To be granted parental rights, the child's genetic father must complete a costly, long court process which can often leave the child legally vulnerable for years.
The child's mother or non-biological parent currently has no pathway to parenthood and is a legal stranger to their child.
However, the committee will recommend that a parental order system should be used to transfer parentage from the surrogate to the intended parents in international surrogacies.
Ms Davison and her husband Wes Quirke welcomed daughter Sophia via gestational surrogate in 2019.
Ms Davison gave birth to twin boys Hugo and Oscar in October 2020.
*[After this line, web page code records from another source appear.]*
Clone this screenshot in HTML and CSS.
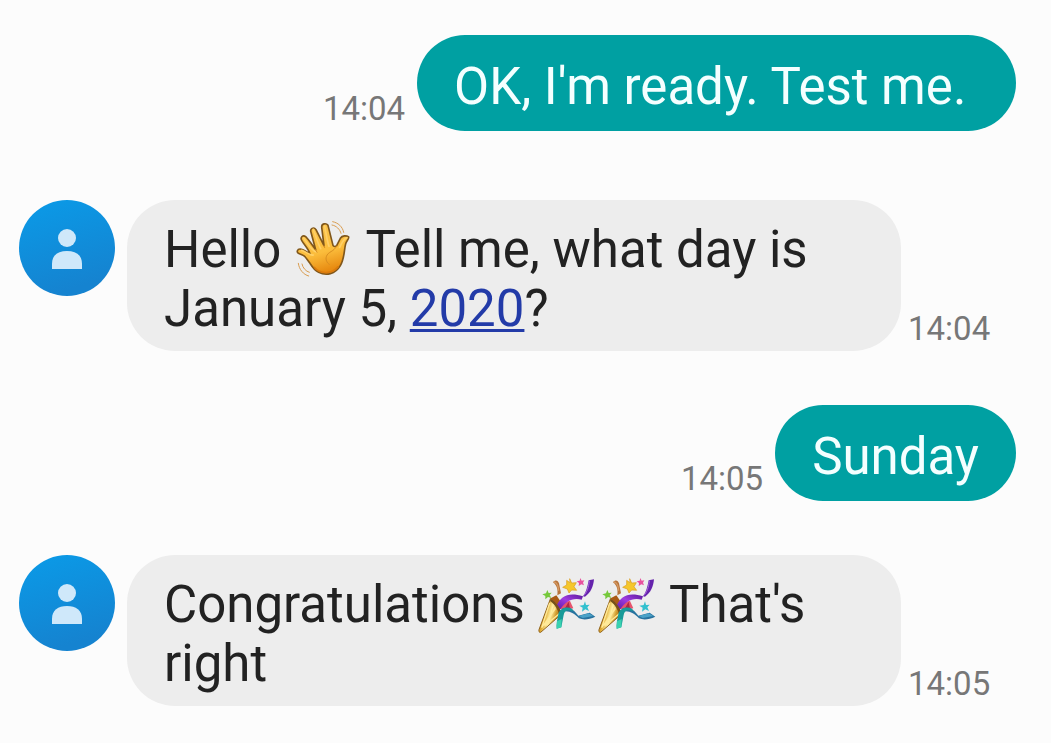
FILE: index.html
```
<!DOCTYPE html>
<html lang="en">
<head>
    <meta charset="UTF-8">
    <meta name="viewport" content="width=device-width, initial-scale=1.0">
    <title>Messages</title>
    <link rel="stylesheet" href="styles.css">
</head>
<body>
    <!-- Shared drawings -->
    <svg class="sprite" aria-hidden="true">
        <defs>
            <linearGradient id="avatar-fill" x1="0" y1="0" x2="0.3" y2="1">
                <stop offset="0" stop-color="#0a9be8"/>
                <stop offset="1" stop-color="#1583d0"/>
            </linearGradient>
            <linearGradient id="skin" x1="0" y1="0" x2="0.3" y2="1">
                <stop offset="0" stop-color="#fbc650"/>
                <stop offset="0.65" stop-color="#fbbd3c"/>
                <stop offset="1" stop-color="#e88c12"/>
            </linearGradient>
            <linearGradient id="cone" x1="0" y1="0.3" x2="1" y2="0.7">
                <stop offset="0" stop-color="#a8700f"/>
                <stop offset="0.3" stop-color="#e2ad35"/>
                <stop offset="0.5" stop-color="#fff0a4"/>
                <stop offset="0.7" stop-color="#d29b2b"/>
                <stop offset="1" stop-color="#80500e"/>
            </linearGradient>
            <linearGradient id="purple" x1="0" y1="1" x2="1" y2="0">
                <stop offset="0" stop-color="#5c1ca5"/>
                <stop offset="0.5" stop-color="#a03be0"/>
                <stop offset="1" stop-color="#5a1a9b"/>
            </linearGradient>
        </defs>
        <symbol id="person" viewBox="0 0 96 96">
            <circle cx="48" cy="48" r="48" fill="url(#avatar-fill)"/>
            <circle cx="48" cy="38" r="9" fill="#cfe8fa"/>
            <path d="M33 69V64C33 55 39 51 48 51S63 55 63 64V69Z" fill="#cfe8fa"/>
        </symbol>
        <symbol id="wave" viewBox="24 24 180 180">
            <path d="M72 160C62 147 57 138 51 136L37 130C31 126 34 117 42 117C53 117 63 127 72 131C67 117 55 105 47 91C42 82 51 73 59 80C70 91 80 108 89 119L75 67C71 56 83 49 90 59L114 107L107 51C107 41 120 38 126 46L141 106C143 110 148 111 152 107L163 85C169 76 181 76 188 81C189 88 182 91 179 101C174 119 176 145 163 167C148 193 120 198 98 187C85 181 79 171 72 160Z" fill="url(#skin)" stroke="#80571b" stroke-width="5" stroke-linejoin="round"/>
            <path d="M47 121C61 125 71 137 82 135M53 84C66 103 76 121 91 126M82 58C89 79 96 101 104 116M116 48C120 70 123 92 129 109M183 83C173 86 166 101 161 112" fill="none" stroke="#ffd067" stroke-width="5" stroke-linecap="round"/>
            <path d="M89 119L93 127M114 107L116 113M152 108C144 126 126 124 121 140C118 149 123 159 130 163" fill="none" stroke="#d88d20" stroke-width="3" stroke-linecap="round"/>
            <path d="M84 171C100 191 134 196 157 170" fill="none" stroke="#db7b0c" stroke-width="5"/>
            <path d="M140 35C156 38 170 50 173 67M138 45C151 47 162 58 165 70M37 160C39 178 52 194 68 198M48 162C50 173 59 184 70 187" fill="none" stroke="#d99c4f" stroke-width="3" stroke-linecap="round"/>
        </symbol>
        <symbol id="party" viewBox="33 21 180 180">
            <path d="M81 49C88 40 96 43 99 52L105 82L94 88C96 72 94 59 81 49Z" fill="#b8753c"/>
            <path d="M83 48C91 47 97 58 98 74" fill="none" stroke="#d59a65" stroke-width="4"/>
            <path d="M71 98L91 88L103 105L96 128Z" fill="#a95b16"/>
            <path d="M98 127C108 113 119 104 132 105L142 127L116 132Z" fill="#e6546c"/>
            <path d="M116 128L128 107L132 128Z" fill="#ad2846"/>
            <path d="M91 121C104 89 129 77 171 91L167 101C138 94 119 107 103 130Z" fill="url(#purple)"/>
            <path d="M171 91C180 80 184 64 188 43L204 40C202 62 194 81 177 92Z" fill="#6523ac"/>
            <path d="M190 44C188 66 182 79 173 89" fill="none" stroke="#aa68de" stroke-width="3"/>
            <path d="M73 99C85 106 101 127 107 144L44 199C39 200 38 196 39 191Z" fill="url(#cone)" stroke="#91631c" stroke-width="3"/>
            <path d="M71 111L47 185L88 128M88 124L56 179L100 143" fill="none" stroke="#ffe999" stroke-width="4"/>
            <path d="M74 100C89 107 102 124 107 143L100 148C96 130 86 114 72 105Z" fill="#765019"/>
            <path d="M108 128C130 120 143 131 157 149L191 140L208 152C190 160 174 163 159 157C145 142 129 132 108 137Z" fill="#28739f"/>
            <path d="M158 150L188 142L202 150L170 156Z" fill="#4ba2c7"/>
            <path d="M98 140C106 124 124 121 139 129L141 136C125 129 115 135 113 147L106 184L92 188C90 176 94 158 98 140Z" fill="#199b99"/>
            <path d="M93 166L107 159L106 184L92 188Z" fill="#39d1af"/>
            <path d="M131 38L137 51L151 50L144 62L152 73L137 72L129 81L124 69L110 64L122 57L122 43L132 50Z" fill="#f5c72c" stroke="#d99b1c" stroke-width="2"/>
            <path d="M163 36L167 44L175 43L171 50L174 58L166 55L158 60L159 51L152 46L161 44Z" fill="#e9519f"/>
            <path d="M64 72L68 81L77 80L71 87L76 96L66 93L58 100L58 90L49 85L60 82Z" fill="#76c83b"/>
            <path d="M177 106L180 117L191 116L184 124L189 135L178 130L168 137L170 125L160 119L173 117Z" fill="#31c0ce"/>
        </symbol>
    </svg>

    <main class="chat">
        <div class="message outgoing">
            <time class="time">14:04</time>
            <p class="bubble">OK, I'm ready. Test me.&nbsp;</p>
        </div>

        <div class="message incoming">
            <svg class="avatar" role="img" aria-label="Contact"><use href="#person"/></svg>
            <p class="bubble">Hello <svg class="emoji" role="img" aria-label="Waving hand"><use href="#wave"/></svg> Tell me, what day is January 5, <a href="#">2020</a>?</p>
            <time class="time">14:04</time>
        </div>

        <div class="message outgoing">
            <time class="time">14:05</time>
            <p class="bubble">Sunday</p>
        </div>

        <div class="message incoming">
            <svg class="avatar" role="img" aria-label="Contact"><use href="#person"/></svg>
            <p class="bubble">Congratulations <svg class="emoji" role="img" aria-label="Party popper"><use href="#party"/></svg><svg class="emoji" role="img" aria-label="Party popper"><use href="#party"/></svg> That's right</p>
            <time class="time">14:05</time>
        </div>
    </main>
</body>
</html>
```
FILE: styles.css
```
body {
    margin: 0;
    background-color: #fcfcfc;
    font-family: Roboto, "Liberation Sans", sans-serif;
}

.sprite {
    position: absolute;
    width: 0;
    height: 0;
}

.chat {
    padding: 35px 35px 35px 19px;
}

.message {
    display: flex;
    align-items: flex-end;
    gap: 12px;
    margin-bottom: 54px;
}

.message:first-child {
    margin-bottom: 69px;
}

.message:last-child {
    margin-bottom: 0;
}

.outgoing {
    justify-content: flex-end;
}

.bubble {
    box-sizing: border-box;
    margin: 0;
    border-radius: 48px;
    font-size: 51px;
    line-height: 59px;
}

.outgoing .bubble {
    padding: 22px 37px 15px;
    background-color: #00a0a2;
    color: #f4ffff;
}

.incoming .bubble {
    flex: 0 1 774px;
    padding: 20px 37px 13px;
    background-color: #ededed;
    color: #222;
}

.bubble a {
    color: #233ba8;
    text-decoration-thickness: 3px;
    text-underline-offset: 3px;
}

.avatar {
    flex: none;
    align-self: flex-start;
    width: 96px;
    height: 96px;
}

/* The negative margins keep the emoji from stretching its line */
.emoji {
    width: 60px;
    height: 60px;
    margin: -10px 0;
    vertical-align: -1px;
}

.time {
    color: #777;
    font-size: 33px;
    line-height: 44px;
}

.incoming .time {
    margin-left: -5px;
}
```
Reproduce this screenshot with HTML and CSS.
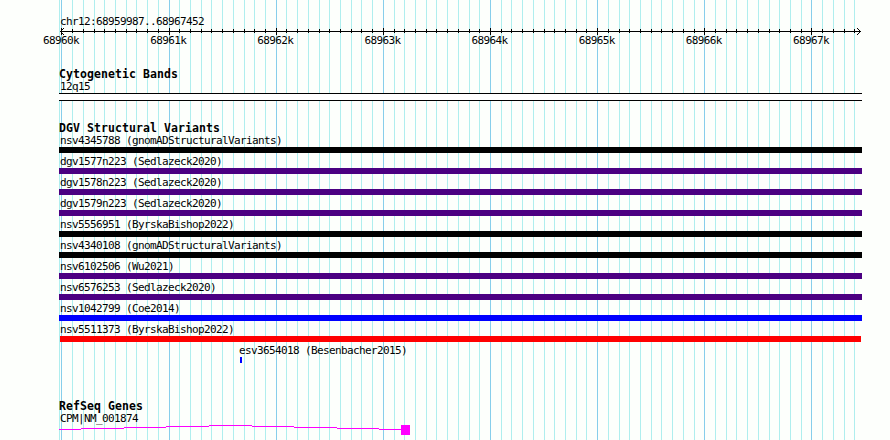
FILE: index.html
```
<!DOCTYPE html>
<html lang="en">
<head>
    <meta charset="UTF-8">
    <title>chr12:68959987..68967452</title>
    <link rel="stylesheet" href="styles.css">
</head>
<body>
    <div id="panel">
        <svg id="grid" width="890" height="440"></svg>

        <div class="track ruler">
            <div class="label">chr12:68959987..68967452</div>
            <svg id="scale" width="890" height="9"></svg>
            <div class="ticks">
                <span>68960k</span>
                <span>68961k</span>
                <span>68962k</span>
                <span>68963k</span>
                <span>68964k</span>
                <span>68965k</span>
                <span>68966k</span>
                <span>68967k</span>
            </div>
        </div>

        <div class="track cyto">
            <h2>Cytogenetic Bands</h2>
            <div class="label">12q15</div>
            <div class="band"></div>
        </div>

        <div class="track dgv">
            <h2>DGV Structural Variants</h2>
            <div class="feature"><div class="label">nsv4345788 (gnomADStructuralVariants)</div><div class="bar black"></div></div>
            <div class="feature"><div class="label">dgv1577n223 (Sedlazeck2020)</div><div class="bar purple"></div></div>
            <div class="feature"><div class="label">dgv1578n223 (Sedlazeck2020)</div><div class="bar purple"></div></div>
            <div class="feature"><div class="label">dgv1579n223 (Sedlazeck2020)</div><div class="bar purple"></div></div>
            <div class="feature"><div class="label">nsv5556951 (ByrskaBishop2022)</div><div class="bar black"></div></div>
            <div class="feature"><div class="label">nsv4340108 (gnomADStructuralVariants)</div><div class="bar black"></div></div>
            <div class="feature"><div class="label">nsv6102506 (Wu2021)</div><div class="bar purple"></div></div>
            <div class="feature"><div class="label">nsv6576253 (Sedlazeck2020)</div><div class="bar purple"></div></div>
            <div class="feature"><div class="label">nsv1042799 (Coe2014)</div><div class="bar blue"></div></div>
            <div class="feature"><div class="label">nsv5511373 (ByrskaBishop2022)</div><div class="bar red"></div></div>
            <div class="feature small"><div class="label">esv3654018 (Besenbacher2015)</div><div class="bar blue"></div></div>
        </div>

        <div class="track genes">
            <h2>RefSeq Genes</h2>
            <div class="label">CPM|NM_001874</div>
            <svg class="gene" width="803" height="11" shape-rendering="crispEdges">
                <path fill="#f0f" d="M0 4h22v1h-22zM22 3h43v1h-43zM65 2h42v1h-42zM107 1h43v1h-43zM150 0h43v1h-43zM193 1h42v1h-42zM235 2h43v1h-43zM278 3h42v1h-42zM320 4h22v1h-22z"/>
                <rect x="342" y="0" width="9" height="10" fill="#f0f"/>
            </svg>
        </div>
    </div>
    <script src="grid.js"></script>
</body>
</html>
```
FILE: styles.css
```
*{
    margin: 0px;
    padding: 0px;
    box-sizing: border-box;
}
body{
    background-color: #fdfffc;
    overflow: hidden;
}
#panel{
    width: 890px;
    height: 440px;
    position: relative;
    overflow: hidden;
    color: #000;
    font-family: "DejaVu Sans Mono", monospace;
}
#grid{
    position: absolute;
    top: 0px;
    left: 0px;
    z-index: -1;
}
svg{
    display: block;
}
.track{
    padding-left: 59px;
}
.label{
    height: 12px;
    padding-left: 1px;
    font-size: 11px;
    line-height: 14px;
    letter-spacing: -0.622px;
    white-space: pre;
}
h2{
    height: 13px;
    font-size: 11.5px;
    line-height: 13px;
    letter-spacing: 0.077px;
    white-space: pre;
}
.ruler{
    height: 68px;
    padding-top: 15px;
}
#scale{
    margin-left: -59px;
}
.ticks{
    width: 786px;
    margin-left: -16px;
    margin-top: -1px;
    display: flex;
    justify-content: space-between;
    font-size: 11px;
    line-height: 12px;
    letter-spacing: -0.622px;
}
.cyto{
    height: 54px;
}
.cyto .label{
    margin-top: -1px;
}
.band{
    width: 803px;
    height: 8px;
    margin-top: 1px;
    border-top: 1px solid #000;
    border-bottom: 1px solid #000;
    background-color: #fff;
}
.dgv{
    height: 278px;
}
.dgv h2{
    height: 12px;
}
.feature{
    height: 21px;
}
.bar{
    width: 803px;
    height: 6px;
    margin-top: 1px;
}
.black{
    background-color: #000;
}
.purple{
    background-color: #4b0082;
}
.blue{
    background-color: #00f;
}
.red{
    width: 801px;
    margin-left: 1px;
    background-color: #f00;
}
.small{
    margin-left: 180px;
}
.small .label{
    padding-left: 0px;
}
.small .bar{
    width: 2px;
    margin-left: 1px;
}
.genes h2{
    height: 12px;
}
.gene{
    margin-top: 1px;
}
```
FILE: grid.js
```
var grid = document.getElementById('grid');
var scale = document.getElementById('scale');

function rect(svg, x, y, w, h, color) {
    var r = document.createElementNS('http://www.w3.org/2000/svg', 'rect');
    r.setAttribute('x', x);
    r.setAttribute('y', y);
    r.setAttribute('width', w);
    r.setAttribute('height', h);
    r.setAttribute('fill', color);
    svg.appendChild(r);
}

rect(grid, 59, 0, 1, 440, '#afeeee');
rect(scale, 60, 4, 801, 1, '#000');

// one line per 100 bp, darker every 1000 bp
for (var i = 0; i < 75; i++) {
    var x = Math.round(61.4 + i * 10.7145);
    var major = i % 10 == 0;
    rect(grid, x, 0, 1, 440, major ? '#87ceeb' : '#afeeee');
    if (major) {
        rect(scale, x, 1, 1, 7, '#000');
    }
    else {
        rect(scale, x, 2, 1, 4, '#000');
    }
}

// arrow heads
for (var j = 1; j < 4; j++) {
    rect(scale, 60 + j, 4 - j, 1, 1, '#000');
    rect(scale, 60 + j, 4 + j, 1, 1, '#000');
    rect(scale, 860 - j, 4 - j, 1, 1, '#000');
    rect(scale, 860 - j, 4 + j, 1, 1, '#000');
}
```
She has spoken about her fertility problems on a number of occasions, along with the lack of legislation around surrogacy in Ireland.
"It has been an emotional, exciting day for my own family and hundreds of families across Ireland with children born through surrogacy," she wrote in an Instagram post.
"This morning, the Final Report of the Joint Committee on International Surrogacy was published. It’s a robust, inclusive and comprehensive set of recommendations and another step closer to legislating for Irish domestic, international and retrospective surrogacy. Everything we had hoped for as campaigners is in there.
"This has always been about equality, protecting children like my daughter Sophia and not leaving Irish citizens legally vulnerable and left out. I’m so grateful to our government, the Joint Oireachtas Committee and everyone who has worked so hard to get it to this stage. Together, we are changing history."